Beef Products Inc. sued American Broadcasting Companies Inc. and ABC News Inc. in September 2012 following the network's reports about the product that critics have dubbed "pink slime." The Dakota Dunes-based meat processor claims the network damaged the company by misleading consumers into believing the product is unhealthy and unsafe. BPI is seeking $1.2 billion in damages.
Kevin Baine, an attorney representing ABC, said the network in each of its broadcasts stated that the U.S. Food and Drug Administration deemed the product safe to eat.
"ABC never hinted that this is unsafe," Baine said. "ABC never quoted critics saying it is unsafe."

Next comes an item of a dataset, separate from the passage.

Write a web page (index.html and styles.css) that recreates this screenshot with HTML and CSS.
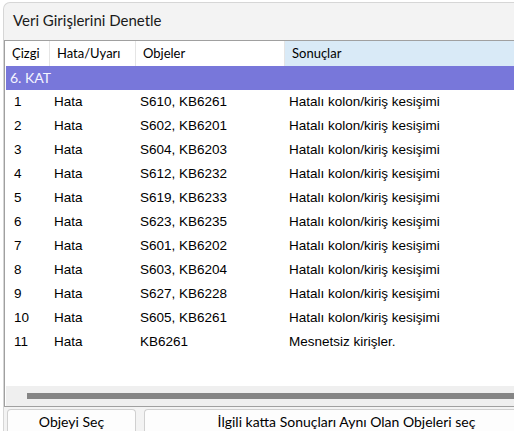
FILE: index.html
```html
<!DOCTYPE html>
<html>
	<head>
		<meta charset="utf-8">
		<title>Veri Girişlerini Denetle</title>
		<link rel="stylesheet" href="styles.css">
	</head>
	<body>
		<div class="window">
			<div class="title">Veri Girişlerini Denetle</div>
			<div class="panel">
				<div class="head">
					<div class="hc">Çizgi</div>
					<div class="hc">Hata/Uyarı</div>
					<div class="hc">Objeler</div>
					<div class="hc sorted">Sonuçlar</div>
				</div>
				<div class="rows">
					<div class="group">6. KAT</div>
					<div class="row"><span>1</span><span>Hata</span><span>S610, KB6261</span><span>Hatalı kolon/kiriş kesişimi</span></div>
					<div class="row"><span>2</span><span>Hata</span><span>S602, KB6201</span><span>Hatalı kolon/kiriş kesişimi</span></div>
					<div class="row"><span>3</span><span>Hata</span><span>S604, KB6203</span><span>Hatalı kolon/kiriş kesişimi</span></div>
					<div class="row"><span>4</span><span>Hata</span><span>S612, KB6232</span><span>Hatalı kolon/kiriş kesişimi</span></div>
					<div class="row"><span>5</span><span>Hata</span><span>S619, KB6233</span><span>Hatalı kolon/kiriş kesişimi</span></div>
					<div class="row"><span>6</span><span>Hata</span><span>S623, KB6235</span><span>Hatalı kolon/kiriş kesişimi</span></div>
					<div class="row"><span>7</span><span>Hata</span><span>S601, KB6202</span><span>Hatalı kolon/kiriş kesişimi</span></div>
					<div class="row"><span>8</span><span>Hata</span><span>S603, KB6204</span><span>Hatalı kolon/kiriş kesişimi</span></div>
					<div class="row"><span>9</span><span>Hata</span><span>S627, KB6228</span><span>Hatalı kolon/kiriş kesişimi</span></div>
					<div class="row"><span>10</span><span>Hata</span><span>S605, KB6261</span><span>Hatalı kolon/kiriş kesişimi</span></div>
					<div class="row"><span>11</span><span>Hata</span><span>KB6261</span><span>Mesnetsiz kirişler.</span></div>
				</div>
				<div class="hscroll"><div class="thumb"></div></div>
			</div>
			<div class="buttons">
				<div class="btn small">Objeyi Seç</div>
				<div class="btn wide">İlgili katta Sonuçları Aynı Olan Objeleri seç</div>
			</div>
		</div>
	</body>
</html>
```

FILE: styles.css
```css
* {margin: 0;padding: 0;box-sizing: border-box;}
html,body {width: 100%;height: 100%;overflow: hidden;}
body {background: #fff;font-family: Lato, "Noto Sans", sans-serif;color: #000;}

.window {margin: 2px 0 0 3px;height: 429px;overflow: hidden;background: #f3f3f3;border-top: 1px solid #d6d6d6;border-left: 1px solid #d6d6d6;border-top-left-radius: 7px;}
.title {height: 37px;line-height: 34px;padding-left: 9px;font-size: 15px;color: #1a1a1a;}

.panel {display: flex;flex-direction: column;height: 367px;background: #fff;border: 1px solid #a0a0a0;border-right: none;}
.head {display: grid;grid-template-columns: 45px 86px 149px 1fr;height: 25px;flex: none;}
.hc {padding-left: 7px;line-height: 24px;font-size: 13px;border-right: 1px solid #e5e5e5;}
.hc.sorted {background: #d9eaf7;border-right: none;}

.rows {flex: 1;padding-left: 1px;font-family: "Liberation Sans", Arial, sans-serif;font-size: 13.5px;}
.group {height: 24px;line-height: 24px;padding-left: 4px;background: #7877da;color: #f4f4ff;font-family: Lato, sans-serif;font-size: 14px;}
.row {display: grid;grid-template-columns: 44px 86px 149px 1fr;height: 24px;line-height: 24px;}
.row span {padding-left: 4px;white-space: nowrap;}
.row span:first-child {padding-left: 8px;}

.hscroll {height: 20px;margin-left: 1px;background: #efefef;padding: 7px 0 0 21px;flex: none;}
.thumb {height: 6px;background: #858585;}

.buttons {display: flex;gap: 8px;padding: 2px 0 0 3px;}
.btn {height: 22px;line-height: 24px;text-align: center;font-size: 14px;background: #fdfdfd;border: 1px solid #d0d0d0;border-bottom: none;border-radius: 4px 4px 0 0;white-space: nowrap;}
.btn.small {flex: none;width: 129px;}
.btn.wide {flex: 1;padding-left: 34px;border-right: none;border-top-right-radius: 0;}
```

But Eric Connolly, an attorney for BPI, said those statements in a series of news reports were coupled with negative context calling the product filler or "not meat" and implying that the FDA was not a credible source because the agency overruled scientists in approving the food product's use.
Connolly said BPI was the only producer mentioned in ABC's reports, and the network intended to damage BPI's reputation and destroy its relationship with its customers. He said ABC used the derogatory phrase "pink slime" 132 times.
"This was not an off-the-cuff remark or a one-time incident," Connolly said.
Lean, finely textured beef is made using a process in which trimmings left after a cow is butchered are heated, lean meat is separated from fat and ammonia gas is applied to kill bacteria. The product has been widely used in ground hamburger. BPI officials have long insisted that the product is safe and healthy, and they blamed the closure of plants in Iowa, Texas and Kansas and roughly 700 layoffs.
Baine said although the company might not like the connotation of the rhetorical and hyperbolic phrase, "pink slime" is not incorrect and the company doesn't get to choose ABC's words. Lean, finely textured beef is both pink and — like all ground beef — has a slimy texture, he said.
In addition to ABC, the lawsuit names ABC news anchor Diane Sawyer and ABC correspondents Jim Avila and David Kerley as defendants. It also names Gerald Zirnstein, the U.S. Department of Agriculture microbiologist who named the product "pink slime," former federal food scientist Carl Custer and Kit Foshee, a former BPI quality assurance manager who was interviewed by ABC.